Weekly Update 9th March 2014 – LS Trader

The past week has been a very active week in the markets, and for the LS Trader system. It’s been a week that has seen multiple breakouts from ranges in several markets and sectors. The upshot of this is that the LS Trader system entered 11 trades, which is the most entered in a single week for a long time. Historically the system averages around 4-5 new trades per week, so last week’s new trades were above the norm and are indicative of changing market conditions. Many markets have been in trading ranges for a few years and it’s possible that we are in the early stages of new trending conditions.


The S&P 500 pushed to new highs once more, as did the Nasdaq 100. In the case of the S&P 500, Friday’s high of 1887.50 basis the March e-mini contract is a new all time high. The Nasdaq’s Friday high was its highest since October 2000.

The Dow 30 rallied 200 of the 250-odd points that were required for a breakout to new all time highs but was ultimately unable to breakout. As we wrote last week, should the Dow gain sufficient strength and breakout, we could have the makings of a sustainable global stock market rally. For now, the December 31st 2013 remains the all time high for the Dow.
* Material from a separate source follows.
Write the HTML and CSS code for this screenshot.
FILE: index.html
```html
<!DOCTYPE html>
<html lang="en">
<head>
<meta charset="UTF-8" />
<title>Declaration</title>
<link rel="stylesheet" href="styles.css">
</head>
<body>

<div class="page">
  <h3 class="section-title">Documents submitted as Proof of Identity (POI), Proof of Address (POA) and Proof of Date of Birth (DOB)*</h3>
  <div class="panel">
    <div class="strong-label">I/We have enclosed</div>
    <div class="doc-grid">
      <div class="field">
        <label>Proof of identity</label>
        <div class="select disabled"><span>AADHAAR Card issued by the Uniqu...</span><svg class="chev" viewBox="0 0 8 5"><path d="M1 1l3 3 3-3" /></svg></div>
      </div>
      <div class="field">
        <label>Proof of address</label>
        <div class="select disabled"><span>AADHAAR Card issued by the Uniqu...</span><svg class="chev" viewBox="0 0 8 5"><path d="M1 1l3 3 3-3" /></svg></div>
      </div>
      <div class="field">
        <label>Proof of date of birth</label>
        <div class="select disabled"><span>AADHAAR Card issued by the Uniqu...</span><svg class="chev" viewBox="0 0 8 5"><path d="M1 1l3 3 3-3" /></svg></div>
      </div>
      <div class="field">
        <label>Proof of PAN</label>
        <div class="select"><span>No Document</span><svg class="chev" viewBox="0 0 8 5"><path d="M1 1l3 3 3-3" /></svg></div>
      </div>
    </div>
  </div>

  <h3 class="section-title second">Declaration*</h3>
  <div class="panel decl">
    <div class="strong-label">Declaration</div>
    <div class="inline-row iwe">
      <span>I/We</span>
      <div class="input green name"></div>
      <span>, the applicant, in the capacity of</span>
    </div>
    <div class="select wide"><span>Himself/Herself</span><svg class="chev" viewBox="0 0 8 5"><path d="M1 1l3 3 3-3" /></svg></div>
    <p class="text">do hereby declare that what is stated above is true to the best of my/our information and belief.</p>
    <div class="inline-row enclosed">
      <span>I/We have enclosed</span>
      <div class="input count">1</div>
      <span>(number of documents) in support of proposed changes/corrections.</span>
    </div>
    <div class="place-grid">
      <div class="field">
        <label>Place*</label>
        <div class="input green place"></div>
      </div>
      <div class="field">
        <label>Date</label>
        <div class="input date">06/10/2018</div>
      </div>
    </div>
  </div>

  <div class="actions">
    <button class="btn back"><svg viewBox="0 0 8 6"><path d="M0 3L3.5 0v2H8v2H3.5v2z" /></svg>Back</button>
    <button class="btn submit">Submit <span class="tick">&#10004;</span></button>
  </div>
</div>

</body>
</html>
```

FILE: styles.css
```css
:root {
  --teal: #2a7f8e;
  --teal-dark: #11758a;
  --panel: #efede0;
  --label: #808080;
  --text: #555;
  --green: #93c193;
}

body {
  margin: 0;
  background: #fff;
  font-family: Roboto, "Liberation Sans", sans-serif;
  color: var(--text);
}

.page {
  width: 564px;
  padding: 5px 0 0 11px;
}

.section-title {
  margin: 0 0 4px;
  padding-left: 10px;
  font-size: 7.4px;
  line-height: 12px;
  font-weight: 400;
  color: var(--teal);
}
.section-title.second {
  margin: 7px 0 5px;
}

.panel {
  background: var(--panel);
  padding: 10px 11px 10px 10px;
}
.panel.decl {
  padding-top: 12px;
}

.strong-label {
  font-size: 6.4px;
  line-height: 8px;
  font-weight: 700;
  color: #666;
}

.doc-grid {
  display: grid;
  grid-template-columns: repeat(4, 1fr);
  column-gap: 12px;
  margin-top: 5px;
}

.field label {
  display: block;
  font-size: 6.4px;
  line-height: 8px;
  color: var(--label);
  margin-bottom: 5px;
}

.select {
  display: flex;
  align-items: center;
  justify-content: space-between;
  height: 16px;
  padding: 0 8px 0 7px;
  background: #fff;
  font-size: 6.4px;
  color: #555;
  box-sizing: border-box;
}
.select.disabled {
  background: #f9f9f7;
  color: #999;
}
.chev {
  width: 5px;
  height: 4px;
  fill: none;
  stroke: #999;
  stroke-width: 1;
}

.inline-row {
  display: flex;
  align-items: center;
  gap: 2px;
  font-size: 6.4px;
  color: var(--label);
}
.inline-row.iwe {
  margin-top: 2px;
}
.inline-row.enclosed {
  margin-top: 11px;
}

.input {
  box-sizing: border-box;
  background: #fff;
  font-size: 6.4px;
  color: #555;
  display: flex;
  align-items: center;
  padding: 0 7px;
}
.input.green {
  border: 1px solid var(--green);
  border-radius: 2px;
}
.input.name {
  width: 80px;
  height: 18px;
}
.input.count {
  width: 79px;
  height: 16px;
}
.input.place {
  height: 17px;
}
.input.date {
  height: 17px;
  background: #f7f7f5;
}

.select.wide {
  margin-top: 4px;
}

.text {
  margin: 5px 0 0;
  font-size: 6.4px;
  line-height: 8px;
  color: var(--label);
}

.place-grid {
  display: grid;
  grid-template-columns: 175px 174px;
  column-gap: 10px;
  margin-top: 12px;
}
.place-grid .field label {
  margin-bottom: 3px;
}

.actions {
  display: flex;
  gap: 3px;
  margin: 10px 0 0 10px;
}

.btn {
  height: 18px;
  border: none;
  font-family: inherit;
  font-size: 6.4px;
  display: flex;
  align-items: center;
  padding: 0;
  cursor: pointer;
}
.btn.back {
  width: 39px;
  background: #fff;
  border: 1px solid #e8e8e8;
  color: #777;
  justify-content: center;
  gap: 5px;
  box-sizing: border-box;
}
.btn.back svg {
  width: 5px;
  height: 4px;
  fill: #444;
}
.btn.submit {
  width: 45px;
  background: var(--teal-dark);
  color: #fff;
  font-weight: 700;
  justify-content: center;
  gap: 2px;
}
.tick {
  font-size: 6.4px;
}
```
Even the Nikkei, by far the weakest of the 4 stock indexes we trade at LS Trader advanced for the week, leaving the Dax as the only 1 of the 4 to end the week lower.
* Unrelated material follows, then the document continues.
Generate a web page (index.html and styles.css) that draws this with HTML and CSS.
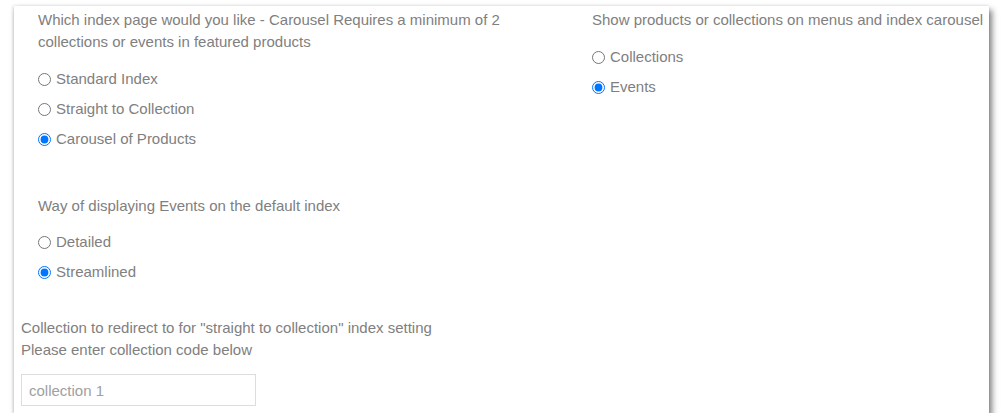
FILE: index.html
```html
<!DOCTYPE html>
<html>
<head>
<meta charset="utf-8">
<link rel="stylesheet" href="styles.css">
</head>
<body>
<div class="card">
  <div class="columns">
    <div class="col-left">
      <div class="group">
        <p class="heading">Which index page would you like - Carousel Requires a minimum of 2<br>collections or events in featured products</p>
        <div class="options">
          <label class="option"><input type="radio" name="index"> Standard Index</label>
          <label class="option"><input type="radio" name="index"> Straight to Collection</label>
          <label class="option"><input type="radio" name="index" checked> Carousel of Products</label>
        </div>
      </div>
      <div class="group group-second">
        <p class="heading">Way of displaying Events on the default index</p>
        <div class="options">
          <label class="option"><input type="radio" name="events"> Detailed</label>
          <label class="option"><input type="radio" name="events" checked> Streamlined</label>
        </div>
      </div>
    </div>
    <div class="col-right">
      <div class="group">
        <p class="heading nowrap">Show products or collections on menus and index carousel</p>
        <div class="options">
          <label class="option"><input type="radio" name="show"> Collections</label>
          <label class="option"><input type="radio" name="show" checked> Events</label>
        </div>
      </div>
    </div>
  </div>
  <div class="redirect">
    <p class="heading">Collection to redirect to for "straight to collection" index setting<br>Please enter collection code below</p>
    <input class="text-input" type="text" placeholder="collection 1">
  </div>
</div>
</body>
</html>
```
FILE: styles.css
```css
html, body {
  margin: 0;
  padding: 0;
  background: #ffffff;
}

body {
  font-family: "Liberation Sans", Arial, sans-serif;
  font-size: 15px;
  color: #808080;
}

.card {
  margin: 6px 0 0 14px;
  width: 975px;
  height: 407px;
  box-sizing: border-box;
  background: #ffffff;
  box-shadow: 3px 4px 6px rgba(0, 0, 0, 0.5), -1px 0 3px rgba(0, 0, 0, 0.15);
  padding: 3px 0 7px 0;
  display: flex;
  flex-direction: column;
}

.columns {
  display: grid;
  grid-template-columns: 578px 1fr;
}

.col-left {
  padding-left: 24px;
}

.col-right {
  padding-left: 0;
}

.heading {
  margin: 0;
  line-height: 22px;
}

.nowrap {
  white-space: nowrap;
}

.options {
  display: flex;
  flex-direction: column;
  margin-top: 11px;
}

.option {
  display: flex;
  align-items: center;
  gap: 5px;
  height: 30px;
  line-height: 30px;
}

.option input {
  margin: 0;
  width: 13px;
  height: 13px;
}

.group-second {
  margin-top: 41px;
}

.group-second .options {
  margin-top: 10px;
}

.redirect {
  margin-top: auto;
  padding-left: 7px;
  display: flex;
  flex-direction: column;
  align-items: flex-start;
}

.text-input {
  margin-top: 13px;
  width: 235px;
  height: 32px;
  box-sizing: border-box;
  border: 1px solid #dddddd;
  padding: 0 7px;
  font-family: "Liberation Sans", Arial, sans-serif;
  font-size: 15px;
  color: #a0a0a0;
  outline: none;
}

.text-input::placeholder {
  color: #a0a0a0;
}
```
The commodity markets have seen an increase in volatility this past week. The energy markets have been particularly volatile as both Brent and Light crude had false breakouts. However, the trend is clearly up for the energy sector and all markets are in alignment for the first time in a while, so new breakouts and further rally could yet be seen over the coming weeks.
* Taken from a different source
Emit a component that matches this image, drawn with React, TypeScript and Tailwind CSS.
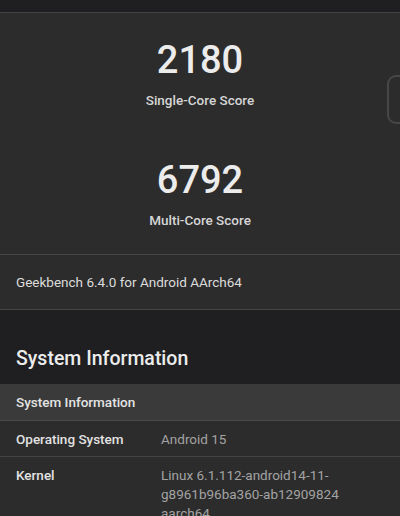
const FONT = "font-['Roboto','Liberation_Sans',sans-serif]"

function Score({ value, label, className = '' }: { value: string; label: string; className?: string }) {
  return (
    <div className={`flex flex-col items-center ${className}`}>
      <div className="text-[38px] leading-[44px] font-medium text-[#ececec]">{value}</div>
      <div className="mt-[8px] text-[13.5px] leading-[20px] font-medium text-[#d6d6d6]">{label}</div>
    </div>
  )
}

const rows: { label: string; value: string[] }[] = [
  { label: 'Operating System', value: ['Android 15'] },
  { label: 'Kernel', value: ['Linux 6.1.112-android14-11-', 'g8961b96ba360-ab12909824', 'aarch64'] },
]

export default function App() {
  return (
    <div className={`relative w-[400px] h-[516px] overflow-hidden bg-[#1f1f21] ${FONT}`}>
      <div className="h-[12px]" />

      {/* Score card */}
      <div className="bg-[#2c2c2c] border-t border-[#414141]">
        <div className="pt-[25px] pb-[24px]">
          <Score value="2180" label="Single-Core Score" />
          <Score value="6792" label="Multi-Core Score" className="mt-[48px]" />
        </div>
        <div className="h-[56px] border-t border-b border-[#464646] flex items-center px-4 text-[13.5px] text-[#dcdcdc]">
          Geekbench 6.4.0 for Android AArch64
        </div>
      </div>

      {/* Scroll handle */}
      <div className="absolute left-[387px] top-[75px] w-[30px] h-[49px] rounded-[9px] border-2 border-[#474747]" />

      <div className="pt-[35px] pb-[11px] px-4 text-[19.5px] leading-[28px] font-medium text-[#ececec]">
        System Information
      </div>

      <div className="bg-[#2c2c2c]">
        <div className="h-[37px] bg-[#3a3a3a] border-b border-[#4a4a4a] flex items-center px-4 text-[13.5px] font-medium text-[#e4e4e4]">
          System Information
        </div>
        {rows.map(r => (
          <div key={r.label} className="grid grid-cols-[145px_1fr] px-4 pt-[9px] pb-[7px] border-b border-[#444] text-[13.5px] leading-[19px]">
            <div className="font-medium text-[#e2e2e2]">{r.label}</div>
            <div className="text-[#a3a3a3]">
              {r.value.map(v => (
                <div key={v}>{v}</div>
              ))}
            </div>
          </div>
        ))}
      </div>
    </div>
  )
}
Coffee, one of our current big winning trades made another large move this week, crossing the 200 level for the first time since 2012. Lean hogs also continued its sharp rally to reach its highest level since 2008. Oats, which is our third big winner from the commodities sector pulled back this week having earlier crossed the 500 level for the first time since July 2008 basis the continuous contract.

We’ve not written much about metals in recent weeks, as there has been little happening. This week has seen decent moves in both palladium and copper. Unusually these breakouts have occurred in different directions. Palladium broke to the upside to reach its highest level in almost a year and giving a change of trend to up in the process, whereas copper broke sharply lower, falling to its lowest level since July. With gold and silver still being in long-term downtrends, only palladium is in an uptrend. However, gold is consolidating just below a key resistance area so a key breakout could be on the horizon. Gold and silver are normally highly correlated, but there is currently some divergence between the two, as silver is quite some way below key resistance and a change of trend.


Last week we wrote that the long-term trend is and has been down for the dollar index since July last year, and that the RSI remained very much in bear market territory. Friday saw the index briefly fall to its lowest level this year, and then promptly reverse. The trend however is still very much down. Possibly the only thing that is bullish for the index is that it did not break to major new lows so it has not confirmed the Euro’s rally to new long-term highs. This means that next week for both the Euro and the index could be critical as the best moves occur when both markets move together, albeit that the moves are inverted.

The Euro was not the only major currency that moved to new multi-year highs against the dollar, as the Swiss franc made the same move. Basis the continuous contract, the Swiss franc has reached its highest level against the dollar since November 2011, coinciding almost to the week for the same move in Euro/dollar.

The pound also hovers just below multi-year highs so we are at potentially a critical area for the major currencies as a reversal here would return these currencies to their trading ranges, whereas a break of the recent highs in each market could lead to an extended move in the direction of the breakout.

Interest rate futures

The long bond cleared critical resistance but was unable to push higher following the breakout, and instead reversed and moved back into the range. The entire sector, including the short-term interest rate futures (STIRs) all dropped sharply on Friday. The long-term trend however is still intact and remains up for now.